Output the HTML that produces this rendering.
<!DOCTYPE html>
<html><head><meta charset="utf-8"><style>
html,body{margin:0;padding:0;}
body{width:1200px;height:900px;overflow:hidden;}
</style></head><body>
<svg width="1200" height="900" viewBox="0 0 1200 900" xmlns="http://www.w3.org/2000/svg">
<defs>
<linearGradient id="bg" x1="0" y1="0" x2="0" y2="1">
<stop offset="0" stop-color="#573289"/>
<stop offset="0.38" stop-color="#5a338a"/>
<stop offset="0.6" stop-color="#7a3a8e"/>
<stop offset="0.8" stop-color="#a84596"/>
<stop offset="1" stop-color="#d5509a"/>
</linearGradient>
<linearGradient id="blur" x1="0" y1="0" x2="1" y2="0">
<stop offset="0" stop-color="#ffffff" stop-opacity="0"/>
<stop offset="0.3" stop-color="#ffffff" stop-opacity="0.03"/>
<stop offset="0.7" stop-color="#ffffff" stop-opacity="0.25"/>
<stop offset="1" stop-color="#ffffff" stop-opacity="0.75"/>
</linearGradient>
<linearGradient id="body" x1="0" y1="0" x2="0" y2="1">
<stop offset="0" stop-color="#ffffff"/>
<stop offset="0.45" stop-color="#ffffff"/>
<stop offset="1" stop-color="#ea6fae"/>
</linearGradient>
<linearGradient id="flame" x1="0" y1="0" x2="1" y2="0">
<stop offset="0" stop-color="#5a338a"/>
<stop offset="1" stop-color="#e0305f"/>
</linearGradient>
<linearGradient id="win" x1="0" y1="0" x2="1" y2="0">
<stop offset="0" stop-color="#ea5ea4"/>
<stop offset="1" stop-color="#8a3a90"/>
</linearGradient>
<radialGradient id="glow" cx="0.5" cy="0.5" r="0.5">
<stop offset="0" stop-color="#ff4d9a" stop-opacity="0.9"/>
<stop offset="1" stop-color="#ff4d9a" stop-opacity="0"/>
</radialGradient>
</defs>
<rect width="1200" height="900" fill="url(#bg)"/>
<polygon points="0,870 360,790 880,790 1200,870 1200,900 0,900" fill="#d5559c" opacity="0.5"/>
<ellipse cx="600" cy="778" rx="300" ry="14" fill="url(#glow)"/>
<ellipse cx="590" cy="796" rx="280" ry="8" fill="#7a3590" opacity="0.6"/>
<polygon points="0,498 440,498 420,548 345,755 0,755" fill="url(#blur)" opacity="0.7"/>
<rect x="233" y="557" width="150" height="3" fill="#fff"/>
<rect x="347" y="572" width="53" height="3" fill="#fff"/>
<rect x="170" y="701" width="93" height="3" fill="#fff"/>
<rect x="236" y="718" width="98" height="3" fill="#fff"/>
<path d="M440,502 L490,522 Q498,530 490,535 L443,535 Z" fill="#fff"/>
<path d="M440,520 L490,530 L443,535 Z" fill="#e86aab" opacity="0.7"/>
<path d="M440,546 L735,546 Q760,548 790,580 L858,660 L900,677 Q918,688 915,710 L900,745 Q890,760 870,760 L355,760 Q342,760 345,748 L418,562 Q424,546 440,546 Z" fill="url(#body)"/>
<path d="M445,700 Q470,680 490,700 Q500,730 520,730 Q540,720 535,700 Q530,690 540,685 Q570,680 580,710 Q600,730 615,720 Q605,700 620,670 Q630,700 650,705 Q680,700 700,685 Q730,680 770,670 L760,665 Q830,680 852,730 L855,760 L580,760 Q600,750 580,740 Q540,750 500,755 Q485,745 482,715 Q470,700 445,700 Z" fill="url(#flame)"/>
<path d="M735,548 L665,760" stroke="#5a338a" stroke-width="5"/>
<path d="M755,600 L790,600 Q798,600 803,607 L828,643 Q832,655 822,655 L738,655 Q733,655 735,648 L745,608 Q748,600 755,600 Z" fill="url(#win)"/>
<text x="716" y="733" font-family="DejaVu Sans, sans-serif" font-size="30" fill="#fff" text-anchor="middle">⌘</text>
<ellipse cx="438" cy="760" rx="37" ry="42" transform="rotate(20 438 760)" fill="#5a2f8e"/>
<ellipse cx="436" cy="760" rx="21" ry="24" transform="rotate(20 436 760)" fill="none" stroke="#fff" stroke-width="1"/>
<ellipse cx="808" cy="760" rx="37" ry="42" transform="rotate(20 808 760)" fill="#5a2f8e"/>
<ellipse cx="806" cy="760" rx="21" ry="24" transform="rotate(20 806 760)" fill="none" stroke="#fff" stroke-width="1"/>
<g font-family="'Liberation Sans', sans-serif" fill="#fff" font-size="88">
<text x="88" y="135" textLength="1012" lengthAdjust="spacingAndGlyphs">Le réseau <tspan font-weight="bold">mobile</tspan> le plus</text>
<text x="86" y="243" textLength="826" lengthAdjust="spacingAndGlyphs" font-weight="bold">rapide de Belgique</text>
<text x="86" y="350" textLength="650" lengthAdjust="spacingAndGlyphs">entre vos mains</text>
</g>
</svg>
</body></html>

------------------------------------------------------------

§ WHAT THE TASK ASKS
Restate the data above exactly, keeping each word as it stands.

§ EXPECTED OUTPUT
Output the HTML that produces this rendering.
<!DOCTYPE html>
<html><head><meta charset="utf-8"><style>
html,body{margin:0;padding:0;}
body{width:1200px;height:900px;overflow:hidden;}
</style></head><body>
<svg width="1200" height="900" viewBox="0 0 1200 900" xmlns="http://www.w3.org/2000/svg">
<defs>
<linearGradient id="bg" x1="0" y1="0" x2="0" y2="1">
<stop offset="0" stop-color="#573289"/>
<stop offset="0.38" stop-color="#5a338a"/>
<stop offset="0.6" stop-color="#7a3a8e"/>
<stop offset="0.8" stop-color="#a84596"/>
<stop offset="1" stop-color="#d5509a"/>
</linearGradient>
<linearGradient id="blur" x1="0" y1="0" x2="1" y2="0">
<stop offset="0" stop-color="#ffffff" stop-opacity="0"/>
<stop offset="0.3" stop-color="#ffffff" stop-opacity="0.03"/>
<stop offset="0.7" stop-color="#ffffff" stop-opacity="0.25"/>
<stop offset="1" stop-color="#ffffff" stop-opacity="0.75"/>
</linearGradient>
<linearGradient id="body" x1="0" y1="0" x2="0" y2="1">
<stop offset="0" stop-color="#ffffff"/>
<stop offset="0.45" stop-color="#ffffff"/>
<stop offset="1" stop-color="#ea6fae"/>
</linearGradient>
<linearGradient id="flame" x1="0" y1="0" x2="1" y2="0">
<stop offset="0" stop-color="#5a338a"/>
<stop offset="1" stop-color="#e0305f"/>
</linearGradient>
<linearGradient id="win" x1="0" y1="0" x2="1" y2="0">
<stop offset="0" stop-color="#ea5ea4"/>
<stop offset="1" stop-color="#8a3a90"/>
</linearGradient>
<radialGradient id="glow" cx="0.5" cy="0.5" r="0.5">
<stop offset="0" stop-color="#ff4d9a" stop-opacity="0.9"/>
<stop offset="1" stop-color="#ff4d9a" stop-opacity="0"/>
</radialGradient>
</defs>
<rect width="1200" height="900" fill="url(#bg)"/>
<polygon points="0,870 360,790 880,790 1200,870 1200,900 0,900" fill="#d5559c" opacity="0.5"/>
<ellipse cx="600" cy="778" rx="300" ry="14" fill="url(#glow)"/>
<ellipse cx="590" cy="796" rx="280" ry="8" fill="#7a3590" opacity="0.6"/>
<polygon points="0,498 440,498 420,548 345,755 0,755" fill="url(#blur)" opacity="0.7"/>
<rect x="233" y="557" width="150" height="3" fill="#fff"/>
<rect x="347" y="572" width="53" height="3" fill="#fff"/>
<rect x="170" y="701" width="93" height="3" fill="#fff"/>
<rect x="236" y="718" width="98" height="3" fill="#fff"/>
<path d="M440,502 L490,522 Q498,530 490,535 L443,535 Z" fill="#fff"/>
<path d="M440,520 L490,530 L443,535 Z" fill="#e86aab" opacity="0.7"/>
<path d="M440,546 L735,546 Q760,548 790,580 L858,660 L900,677 Q918,688 915,710 L900,745 Q890,760 870,760 L355,760 Q342,760 345,748 L418,562 Q424,546 440,546 Z" fill="url(#body)"/>
<path d="M445,700 Q470,680 490,700 Q500,730 520,730 Q540,720 535,700 Q530,690 540,685 Q570,680 580,710 Q600,730 615,720 Q605,700 620,670 Q630,700 650,705 Q680,700 700,685 Q730,680 770,670 L760,665 Q830,680 852,730 L855,760 L580,760 Q600,750 580,740 Q540,750 500,755 Q485,745 482,715 Q470,700 445,700 Z" fill="url(#flame)"/>
<path d="M735,548 L665,760" stroke="#5a338a" stroke-width="5"/>
<path d="M755,600 L790,600 Q798,600 803,607 L828,643 Q832,655 822,655 L738,655 Q733,655 735,648 L745,608 Q748,600 755,600 Z" fill="url(#win)"/>
<text x="716" y="733" font-family="DejaVu Sans, sans-serif" font-size="30" fill="#fff" text-anchor="middle">⌘</text>
<ellipse cx="438" cy="760" rx="37" ry="42" transform="rotate(20 438 760)" fill="#5a2f8e"/>
<ellipse cx="436" cy="760" rx="21" ry="24" transform="rotate(20 436 760)" fill="none" stroke="#fff" stroke-width="1"/>
<ellipse cx="808" cy="760" rx="37" ry="42" transform="rotate(20 808 760)" fill="#5a2f8e"/>
<ellipse cx="806" cy="760" rx="21" ry="24" transform="rotate(20 806 760)" fill="none" stroke="#fff" stroke-width="1"/>
<g font-family="'Liberation Sans', sans-serif" fill="#fff" font-size="88">
<text x="88" y="135" textLength="1012" lengthAdjust="spacingAndGlyphs">Le réseau <tspan font-weight="bold">mobile</tspan> le plus</text>
<text x="86" y="243" textLength="826" lengthAdjust="spacingAndGlyphs" font-weight="bold">rapide de Belgique</text>
<text x="86" y="350" textLength="650" lengthAdjust="spacingAndGlyphs">entre vos mains</text>
</g>
</svg>
</body></html>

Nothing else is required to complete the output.